State the number of lines in the material below that have "styles" in them, without any other text.

—————

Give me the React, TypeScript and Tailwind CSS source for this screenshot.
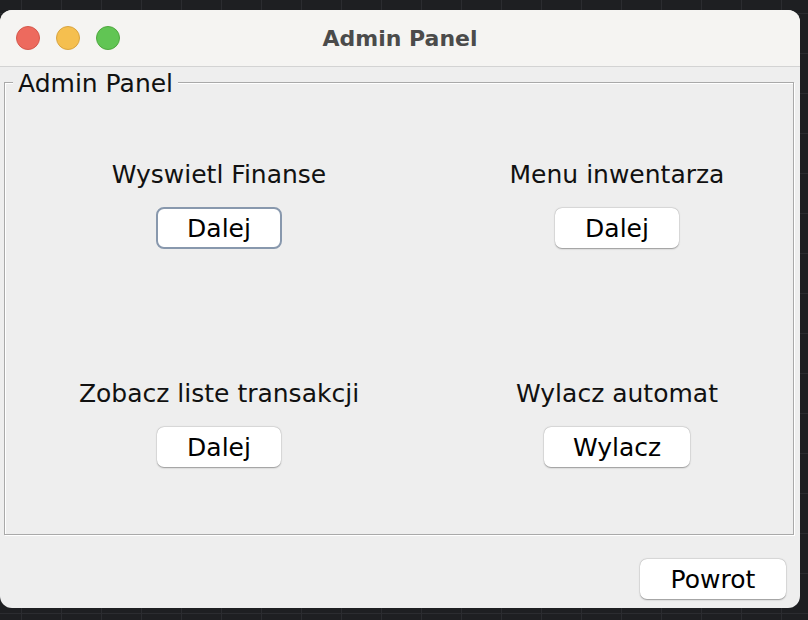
import type { ReactNode } from "react";

const font = { fontFamily: '"DejaVu Sans", "Liberation Sans", sans-serif' };

function AquaButton({ children, width, focused }: { children: ReactNode; width: string; focused?: boolean }) {
    if (focused) {
        return (
            <button
                type="button"
                className={`${width} h-[42px] mt-[18px] rounded-[8px] bg-white border-2 border-[#8898ad] text-[25px] leading-none text-black flex items-center justify-center`}
            >
                {children}
            </button>
        );
    }
    return (
        <button
            type="button"
            className={`${width} h-[40px] mt-[19px] rounded-[7px] bg-white shadow-[0_0.5px_1.5px_rgba(0,0,0,0.35),0_0_0_0.5px_rgba(0,0,0,0.06)] text-[25px] leading-none text-black flex items-center justify-center`}
        >
            {children}
        </button>
    );
}

function Opcja({ label, button, width, focused }: { label: string; button: string; width: string; focused?: boolean }) {
    return (
        <div className="flex flex-col items-center">
            <span className="text-[25px] leading-[28px] text-[#111] whitespace-nowrap">{label}</span>
            {focused ? (
                <AquaButton width="w-[126px]" focused>{button}</AquaButton>
            ) : (
                <AquaButton width={width}>{button}</AquaButton>
            )}
        </div>
    );
}

export default function App() {
    return (
        <div
            className="w-[808px] h-[620px] pt-[10px] bg-[#1e1f22] bg-[linear-gradient(to_right,#2b2c30_1px,transparent_1px),linear-gradient(to_bottom,#2b2c30_1px,transparent_1px)] bg-[size:40px_40px] bg-[position:21px_13px] overflow-hidden"
            style={font}
        >
            <div className="w-[800px] h-[598px] rounded-[12px] overflow-hidden bg-[#eeeeee] flex flex-col">
                {/* pasek tytulu */}
                <div className="relative h-[57px] shrink-0 bg-[#f5f4f2] border-b border-[#d3d3d3] flex items-center">
                    <div className="flex items-center gap-[16px] pl-[16px]">
                        <span className="w-[24px] h-[24px] rounded-full bg-[#ed6a5e] border border-[#d5584c]" />
                        <span className="w-[24px] h-[24px] rounded-full bg-[#f5bf4f] border border-[#d9a440]" />
                        <span className="w-[24px] h-[24px] rounded-full bg-[#61c554] border border-[#4fa83f]" />
                    </div>
                    <div className="absolute inset-0 flex items-center justify-center pointer-events-none">
                        <span className="text-[22px] font-bold text-[#4b4b4b]">Admin Panel</span>
                    </div>
                </div>

                {/* zawartosc */}
                <div className="flex-1 flex flex-col pl-[4px] pr-[6px] pt-[1px]">
                    <fieldset className="h-[467px] border border-[#a9a9a9] shadow-[inset_1px_1px_0_#ffffff,1px_1px_0_#ffffff]">
                        <legend className="ml-[8px] px-[5px] pt-[4px] bg-[#eeeeee] text-[25px] leading-[24px] text-[#111]">
                            Admin Panel
                        </legend>
                        <div className="grid grid-cols-[300px_300px] gap-x-[98px] gap-y-[131px] pl-[64px] pt-[65px]">
                            <Opcja label="Wyswietl Finanse" button="Dalej" width="w-[124px]" focused />
                            <Opcja label="Menu inwentarza" button="Dalej" width="w-[124px]" />
                            <Opcja label="Zobacz liste transakcji" button="Dalej" width="w-[124px]" />
                            <Opcja label="Wylacz automat" button="Wylacz" width="w-[146px]" />
                        </div>
                    </fieldset>
                    <div className="flex justify-end pt-[24px] pr-[8px]">
                        <button
                            type="button"
                            className="w-[146px] h-[40px] rounded-[7px] bg-white shadow-[0_0.5px_1.5px_rgba(0,0,0,0.35),0_0_0_0.5px_rgba(0,0,0,0.06)] text-[25px] leading-none text-black flex items-center justify-center"
                        >
                            Powrot
                        </button>
                    </div>
                </div>
            </div>
        </div>
    );
}
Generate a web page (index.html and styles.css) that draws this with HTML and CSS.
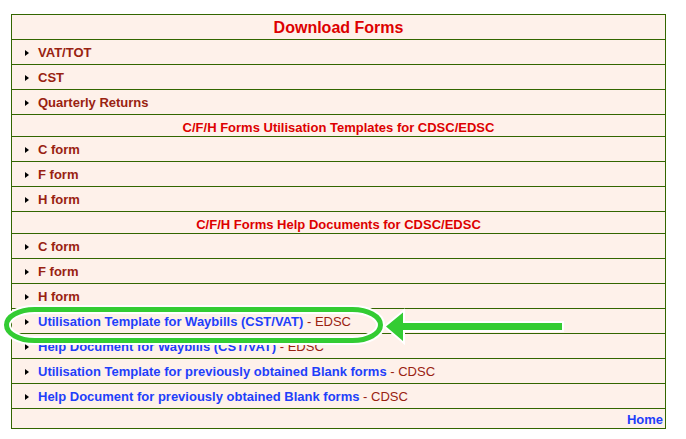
FILE: index.html
```html
<!DOCTYPE html>
<html>
<head>
<meta charset="utf-8">
<link rel="stylesheet" href="styles.css">
</head>
<body>
<div class="page">
  <div class="forms">
    <div class="row title">Download Forms</div>
    <div class="row item"><span class="tri"></span><a class="lnk red">VAT/TOT</a></div>
    <div class="row item"><span class="tri"></span><a class="lnk red">CST</a></div>
    <div class="row item"><span class="tri"></span><a class="lnk red">Quarterly Returns</a></div>
    <div class="row head">C/F/H Forms Utilisation Templates for CDSC/EDSC</div>
    <div class="row item"><span class="tri"></span><a class="lnk red">C form</a></div>
    <div class="row item"><span class="tri"></span><a class="lnk red">F form</a></div>
    <div class="row item"><span class="tri"></span><a class="lnk red">H form</a></div>
    <div class="row head">C/F/H Forms Help Documents for CDSC/EDSC</div>
    <div class="row item"><span class="tri"></span><a class="lnk red">C form</a></div>
    <div class="row item"><span class="tri"></span><a class="lnk red">F form</a></div>
    <div class="row item"><span class="tri"></span><a class="lnk red">H form</a></div>
    <div class="row item"><span class="tri"></span><a class="lnk blue">Utilisation Template for Waybills (CST/VAT)</a><span class="suffix">&nbsp;- EDSC</span></div>
    <div class="row item"><span class="tri"></span><a class="lnk blue">Help Document for Waybills (CST/VAT)</a><span class="suffix">&nbsp;- EDSC</span></div>
    <div class="row item"><span class="tri"></span><a class="lnk blue">Utilisation Template for previously obtained Blank forms</a><span class="suffix">&nbsp;- CDSC</span></div>
    <div class="row item"><span class="tri"></span><a class="lnk blue">Help Document for previously obtained Blank forms</a><span class="suffix">&nbsp;- CDSC</span></div>
    <div class="row home"><a class="lnk blue">Home</a></div>
  </div>
  <svg class="annot" width="686" height="439" viewBox="0 0 686 439">
    <rect x="6.5" y="309.5" width="374" height="31" rx="28" ry="15.5" fill="none" stroke="#ffffff" stroke-width="9"/>
    <rect x="6.5" y="309.5" width="374" height="31" rx="28" ry="15.5" fill="none" stroke="#33cc33" stroke-width="5"/>
    <polygon points="386,326.5 403,312.5 403,323 562,323 562,330 403,330 403,341" fill="#33cc33" stroke="#ffffff" stroke-width="4" stroke-linejoin="miter" paint-order="stroke"/>
  </svg>
</div>
</body>
</html>
```

FILE: styles.css
```css
html, body {
  margin: 0;
  padding: 0;
  background: #ffffff;
}

.page {
  position: relative;
  width: 686px;
  height: 439px;
  padding: 14px 0 0 11px;
  box-sizing: border-box;
  font-family: "Liberation Sans", Arial, sans-serif;
}

.forms {
  width: 655px;
  border: 1px solid #336600;
  border-bottom: none;
  background: #fef1ea;
  box-sizing: border-box;
  display: flex;
  flex-direction: column;
}

.row {
  border-bottom: 1px solid #336600;
  display: flex;
  align-items: center;
  box-sizing: border-box;
}

.title {
  height: 25px;
  justify-content: center;
  color: #dd0000;
  font-weight: bold;
  font-size: 16px;
  padding-top: 1px;
}

.head {
  height: 22px;
  justify-content: center;
  color: #dd0000;
  font-weight: bold;
  font-size: 13px;
  padding-top: 3px;
}

.item {
  height: 25px;
  padding-left: 13px;
  font-size: 13px;
}

.tri {
  width: 0;
  height: 0;
  border-left: 4px solid #000000;
  border-top: 3px solid transparent;
  border-bottom: 3px solid transparent;
  margin-right: 9px;
  margin-top: 1px;
}

.lnk {
  font-weight: bold;
  text-decoration: none;
}

.red {
  color: #992211;
}

.blue {
  color: #1f3ffa;
}

.suffix {
  color: #992211;
  font-size: 13px;
}

.home {
  height: 20px;
  justify-content: flex-end;
  padding-right: 2px;
  font-size: 13px;
  padding-top: 2px;
}

.annot {
  position: absolute;
  left: 0;
  top: 0;
  pointer-events: none;
}
```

—————

EXPECTED ANSWER:
3